Under Rule 8.3(b) of the Code, any person who is, or becomes, interested in 1 per cent or more of any class of relevant securities of the offeree company or of any paper offeror must make a Dealing Disclosure if the person deals in any relevant securities of the offeree company or of any paper offeror. A Dealing Disclosure must contain details of the dealing concerned and of the person's interests and short positions in, and rights to subscribe for, any relevant securities of each of (i) the offeree company and (ii) any paper offeror, save to the extent that these details have previously been disclosed under Rule 8 of the Takeover Code. A Dealing Disclosure by a person to whom Rule
8.3(b) of the Takeover Code applies must be made by no later than 3.30 pm (London time) on the business day following the date of the relevant dealing.
If two or more persons act together pursuant to an agreement or understanding, whether formal or informal, to acquire or control an interest in relevant securities of an offeree company or a paper offeror, they will be deemed to be a single person for the purpose of Rule 8.3 of the Takeover Code.
Opening Position Disclosures must also be made by the offeree company and by any offeror and Dealing Disclosures must also be made by the offeree company, by any offeror and by any persons acting in concert with any of them (see Rules 8.1, 8.2 and 8.4 of the Takeover Code).

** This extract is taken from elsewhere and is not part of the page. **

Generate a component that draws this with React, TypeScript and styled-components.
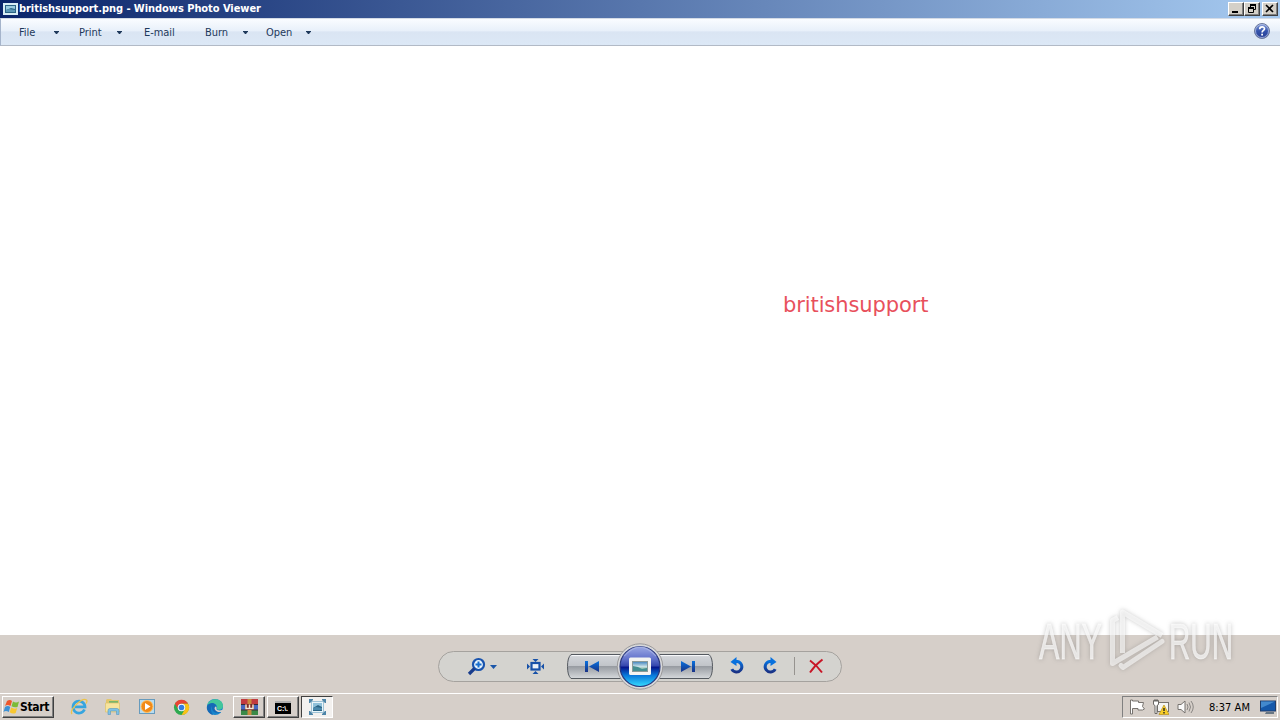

Details of the offeree and offeror companies in respect of whose relevant securities Opening Position Disclosures and Dealing Disclosures must be made can be found in the Disclosure Table on the Takeover Panel's website at www.thetakeoverpanel.org.uk, including details of the number of relevant securities in issue, when the offer period commenced and when any offeror was first identified. You should contact the Panel's Market Surveillance Unit on +44 (0)20 7638 0129 if you are in any doubt as to whether you are required to make an Opening Position Disclosure or a Dealing Disclosure.